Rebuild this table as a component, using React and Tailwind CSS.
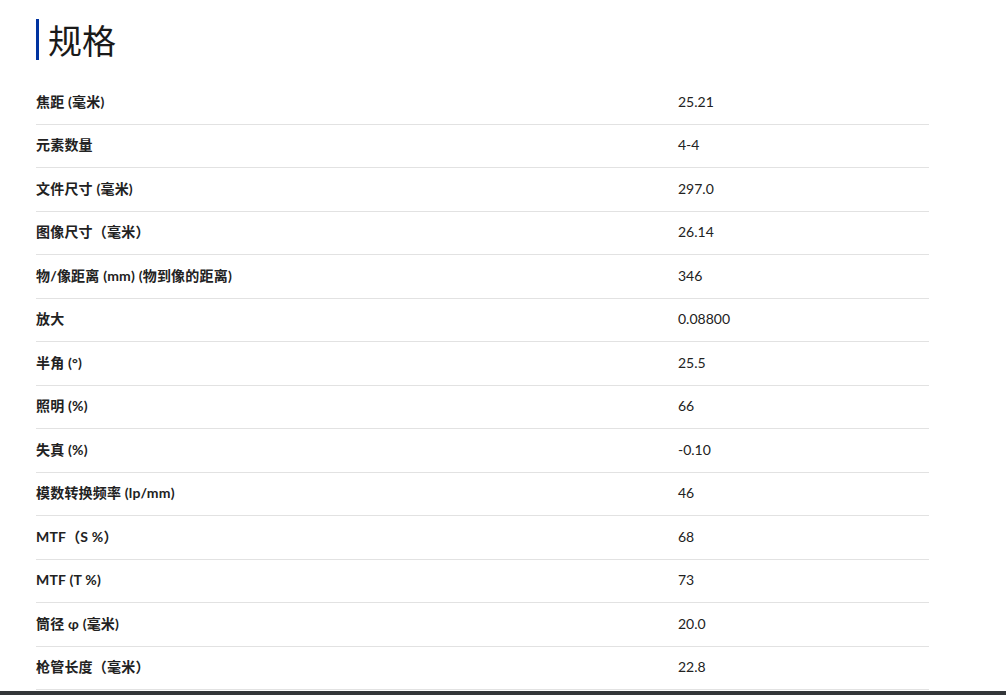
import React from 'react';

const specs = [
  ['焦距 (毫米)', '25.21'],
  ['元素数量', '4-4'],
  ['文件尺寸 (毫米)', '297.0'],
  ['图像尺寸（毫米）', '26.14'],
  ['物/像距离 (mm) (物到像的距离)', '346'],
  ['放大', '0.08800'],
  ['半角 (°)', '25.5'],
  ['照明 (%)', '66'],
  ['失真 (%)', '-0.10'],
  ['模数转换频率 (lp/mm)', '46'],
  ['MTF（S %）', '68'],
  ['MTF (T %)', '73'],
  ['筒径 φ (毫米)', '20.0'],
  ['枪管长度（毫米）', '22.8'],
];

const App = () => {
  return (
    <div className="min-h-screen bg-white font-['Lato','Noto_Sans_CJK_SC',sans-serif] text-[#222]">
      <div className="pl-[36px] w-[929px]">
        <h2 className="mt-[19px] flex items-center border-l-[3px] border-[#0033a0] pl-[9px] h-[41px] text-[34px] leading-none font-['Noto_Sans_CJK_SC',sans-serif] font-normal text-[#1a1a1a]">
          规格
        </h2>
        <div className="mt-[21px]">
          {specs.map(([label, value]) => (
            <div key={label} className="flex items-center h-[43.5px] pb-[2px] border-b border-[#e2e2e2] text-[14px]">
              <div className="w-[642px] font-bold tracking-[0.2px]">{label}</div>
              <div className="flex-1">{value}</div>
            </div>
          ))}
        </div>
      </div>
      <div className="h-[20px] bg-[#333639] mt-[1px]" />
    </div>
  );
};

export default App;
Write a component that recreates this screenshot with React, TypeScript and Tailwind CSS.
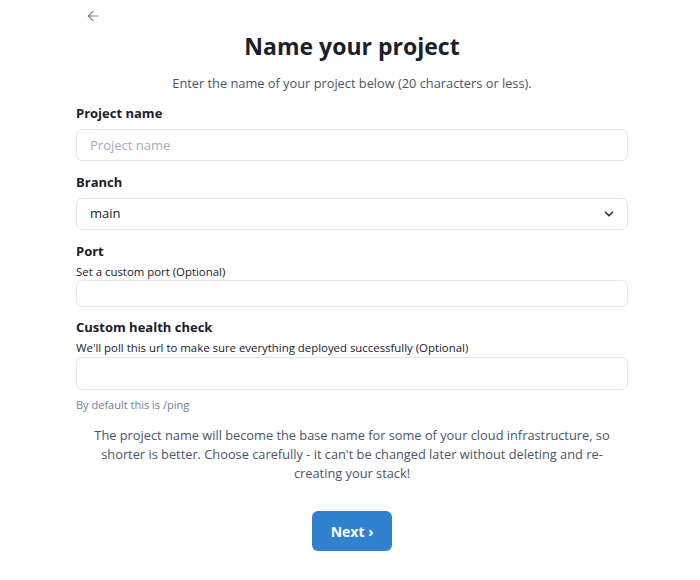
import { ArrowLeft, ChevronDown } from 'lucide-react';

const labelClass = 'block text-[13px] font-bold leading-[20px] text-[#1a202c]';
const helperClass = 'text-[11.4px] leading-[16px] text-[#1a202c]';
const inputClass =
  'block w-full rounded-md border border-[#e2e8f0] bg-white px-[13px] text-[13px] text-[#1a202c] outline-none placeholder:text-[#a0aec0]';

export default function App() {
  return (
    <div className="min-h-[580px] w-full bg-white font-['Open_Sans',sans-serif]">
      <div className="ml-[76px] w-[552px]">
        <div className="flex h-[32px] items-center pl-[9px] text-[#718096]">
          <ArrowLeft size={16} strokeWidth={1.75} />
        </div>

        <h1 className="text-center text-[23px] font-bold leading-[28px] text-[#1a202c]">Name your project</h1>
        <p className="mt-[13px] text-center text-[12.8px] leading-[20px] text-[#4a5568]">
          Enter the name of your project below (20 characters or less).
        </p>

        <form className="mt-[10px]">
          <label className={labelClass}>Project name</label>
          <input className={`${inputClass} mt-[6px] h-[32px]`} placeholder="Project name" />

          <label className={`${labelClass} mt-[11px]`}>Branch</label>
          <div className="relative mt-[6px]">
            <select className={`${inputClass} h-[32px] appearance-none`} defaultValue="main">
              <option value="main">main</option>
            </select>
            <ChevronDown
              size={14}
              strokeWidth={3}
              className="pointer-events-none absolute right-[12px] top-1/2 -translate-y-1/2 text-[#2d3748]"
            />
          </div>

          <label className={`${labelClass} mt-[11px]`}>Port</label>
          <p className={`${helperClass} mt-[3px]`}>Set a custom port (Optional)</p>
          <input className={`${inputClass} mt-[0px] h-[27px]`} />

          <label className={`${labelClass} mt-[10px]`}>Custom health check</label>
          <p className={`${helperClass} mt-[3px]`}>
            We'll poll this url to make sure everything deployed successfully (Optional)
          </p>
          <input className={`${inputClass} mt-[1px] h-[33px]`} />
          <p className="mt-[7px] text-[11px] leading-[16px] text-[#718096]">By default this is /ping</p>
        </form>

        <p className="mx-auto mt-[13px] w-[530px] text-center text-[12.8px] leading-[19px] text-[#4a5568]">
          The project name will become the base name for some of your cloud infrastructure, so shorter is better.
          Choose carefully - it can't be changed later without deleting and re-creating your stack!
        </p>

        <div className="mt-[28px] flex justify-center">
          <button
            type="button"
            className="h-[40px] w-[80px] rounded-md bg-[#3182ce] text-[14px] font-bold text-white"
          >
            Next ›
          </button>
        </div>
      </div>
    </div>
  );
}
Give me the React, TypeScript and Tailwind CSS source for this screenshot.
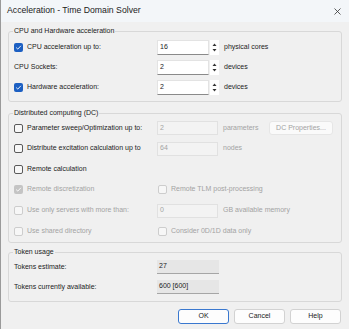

→ **GIVEN TASK**:
Return all of the data exactly as written, and drop the pictures.

→ **IN RESPONSE**:
Rebuild this table as a component, using React and Tailwind CSS.
import React from 'react';

const specs = [
  ['焦距 (毫米)', '25.21'],
  ['元素数量', '4-4'],
  ['文件尺寸 (毫米)', '297.0'],
  ['图像尺寸（毫米）', '26.14'],
  ['物/像距离 (mm) (物到像的距离)', '346'],
  ['放大', '0.08800'],
  ['半角 (°)', '25.5'],
  ['照明 (%)', '66'],
  ['失真 (%)', '-0.10'],
  ['模数转换频率 (lp/mm)', '46'],
  ['MTF（S %）', '68'],
  ['MTF (T %)', '73'],
  ['筒径 φ (毫米)', '20.0'],
  ['枪管长度（毫米）', '22.8'],
];

const App = () => {
  return (
    <div className="min-h-screen bg-white font-['Lato','Noto_Sans_CJK_SC',sans-serif] text-[#222]">
      <div className="pl-[36px] w-[929px]">
        <h2 className="mt-[19px] flex items-center border-l-[3px] border-[#0033a0] pl-[9px] h-[41px] text-[34px] leading-none font-['Noto_Sans_CJK_SC',sans-serif] font-normal text-[#1a1a1a]">
          规格
        </h2>
        <div className="mt-[21px]">
          {specs.map(([label, value]) => (
            <div key={label} className="flex items-center h-[43.5px] pb-[2px] border-b border-[#e2e2e2] text-[14px]">
              <div className="w-[642px] font-bold tracking-[0.2px]">{label}</div>
              <div className="flex-1">{value}</div>
            </div>
          ))}
        </div>
      </div>
      <div className="h-[20px] bg-[#333639] mt-[1px]" />
    </div>
  );
};

export default App;
Write a component that recreates this screenshot with React, TypeScript and Tailwind CSS.
import { ArrowLeft, ChevronDown } from 'lucide-react';

const labelClass = 'block text-[13px] font-bold leading-[20px] text-[#1a202c]';
const helperClass = 'text-[11.4px] leading-[16px] text-[#1a202c]';
const inputClass =
  'block w-full rounded-md border border-[#e2e8f0] bg-white px-[13px] text-[13px] text-[#1a202c] outline-none placeholder:text-[#a0aec0]';

export default function App() {
  return (
    <div className="min-h-[580px] w-full bg-white font-['Open_Sans',sans-serif]">
      <div className="ml-[76px] w-[552px]">
        <div className="flex h-[32px] items-center pl-[9px] text-[#718096]">
          <ArrowLeft size={16} strokeWidth={1.75} />
        </div>

        <h1 className="text-center text-[23px] font-bold leading-[28px] text-[#1a202c]">Name your project</h1>
        <p className="mt-[13px] text-center text-[12.8px] leading-[20px] text-[#4a5568]">
          Enter the name of your project below (20 characters or less).
        </p>

        <form className="mt-[10px]">
          <label className={labelClass}>Project name</label>
          <input className={`${inputClass} mt-[6px] h-[32px]`} placeholder="Project name" />

          <label className={`${labelClass} mt-[11px]`}>Branch</label>
          <div className="relative mt-[6px]">
            <select className={`${inputClass} h-[32px] appearance-none`} defaultValue="main">
              <option value="main">main</option>
            </select>
            <ChevronDown
              size={14}
              strokeWidth={3}
              className="pointer-events-none absolute right-[12px] top-1/2 -translate-y-1/2 text-[#2d3748]"
            />
          </div>

          <label className={`${labelClass} mt-[11px]`}>Port</label>
          <p className={`${helperClass} mt-[3px]`}>Set a custom port (Optional)</p>
          <input className={`${inputClass} mt-[0px] h-[27px]`} />

          <label className={`${labelClass} mt-[10px]`}>Custom health check</label>
          <p className={`${helperClass} mt-[3px]`}>
            We'll poll this url to make sure everything deployed successfully (Optional)
          </p>
          <input className={`${inputClass} mt-[1px] h-[33px]`} />
          <p className="mt-[7px] text-[11px] leading-[16px] text-[#718096]">By default this is /ping</p>
        </form>

        <p className="mx-auto mt-[13px] w-[530px] text-center text-[12.8px] leading-[19px] text-[#4a5568]">
          The project name will become the base name for some of your cloud infrastructure, so shorter is better.
          Choose carefully - it can't be changed later without deleting and re-creating your stack!
        </p>

        <div className="mt-[28px] flex justify-center">
          <button
            type="button"
            className="h-[40px] w-[80px] rounded-md bg-[#3182ce] text-[14px] font-bold text-white"
          >
            Next ›
          </button>
        </div>
      </div>
    </div>
  );
}
Give me the React, TypeScript and Tailwind CSS source for this screenshot.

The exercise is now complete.